Strategic Realignment Requirements
The integration of Russian cyber expertise with Iranian regional aggression demands a shift in how military installations are protected. A purely kinetic defense is no longer sufficient when the digital blueprints of that defense are compromised.
- Digital-Physical Fusion Centers: Intelligence must be integrated at the base level, where cyber-security teams have a direct line to air defense operators. If a network intrusion is detected, the physical security posture must immediately transition to "dark mode" or "deceptive mode."
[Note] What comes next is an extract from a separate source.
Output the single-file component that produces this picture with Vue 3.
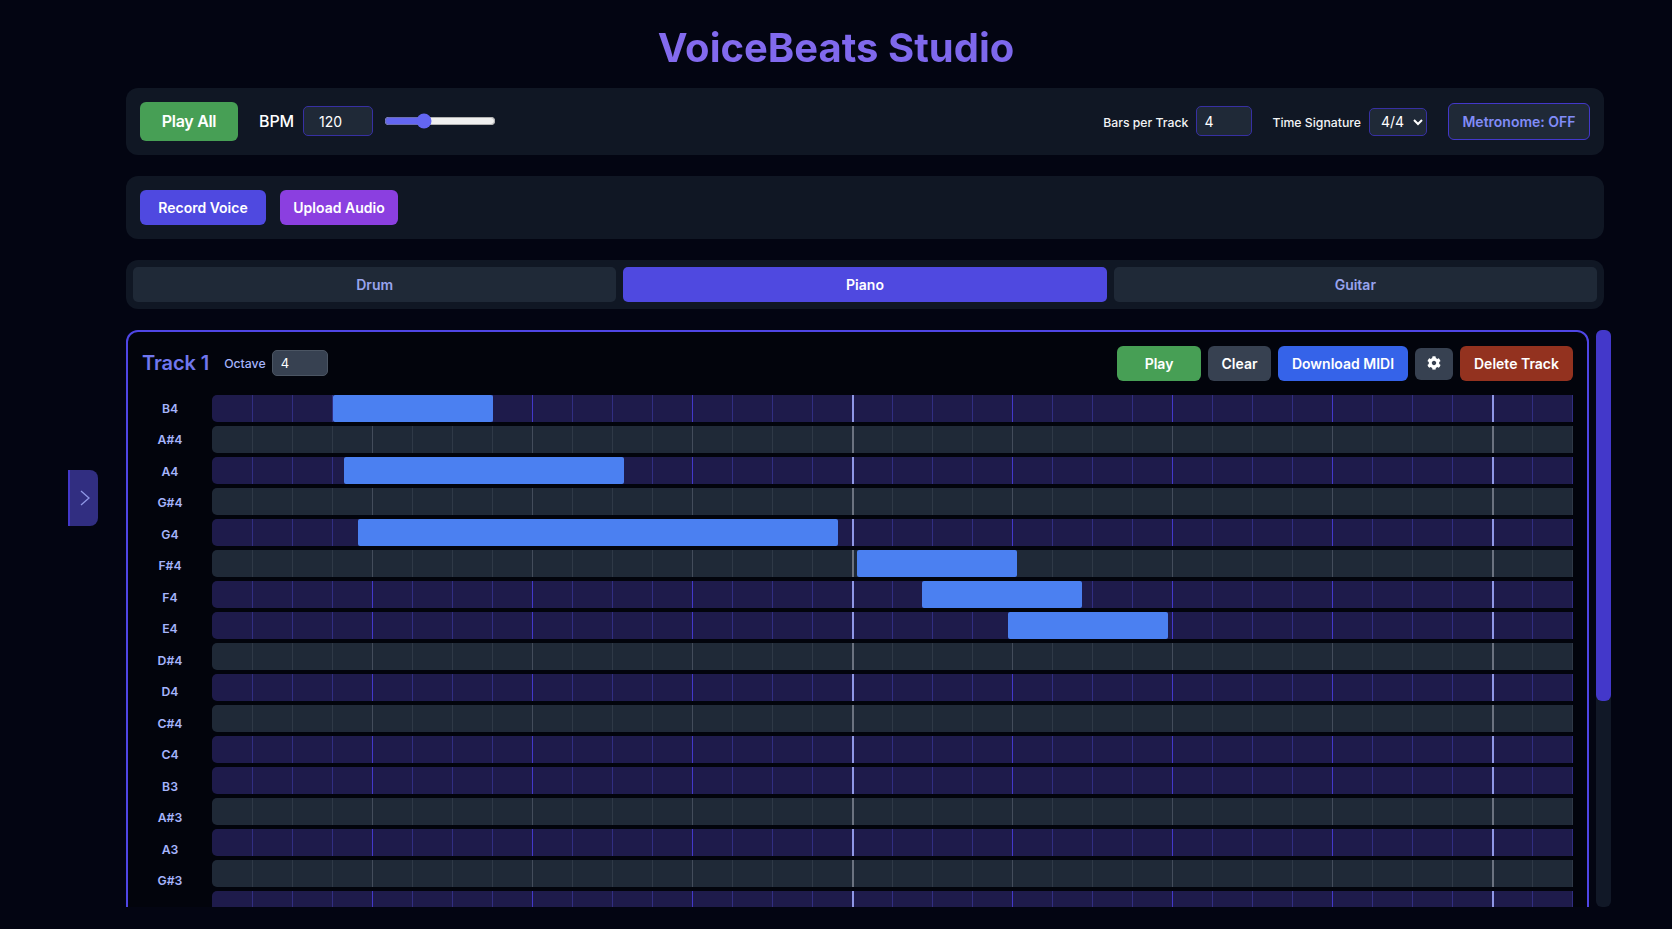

- Electronic Signature Randomization: Military assets must move toward systems that can dynamically change their digital and electronic signatures. This renders yesterday's stolen intelligence obsolete by today's operational window.
- Aggressive Counter-Cyber Operations: The only way to break the feedback loop is to increase the cost of the intelligence harvest. This requires proactive disruption of the servers and human networks Russia uses to transmit this data to Iranian intermediaries.
The threat landscape has moved beyond the era of isolated hacking. We are now in a period of synthesized warfare, where the "bit" and the "bullet" are two parts of the same weapon system. The alliance between Moscow and Tehran is the first major manifestation of this paradigm, and its success or failure will dictate the security architecture of the next decade.
The immediate tactical priority must be the implementation of "Cyber-Physical Zero Trust" architectures on all forward-deployed bases. This assumes that every internal network is already compromised and necessitates that kinetic defenses operate on out-of-band, analog-validated data streams to prevent cyber-spoofing during an engagement.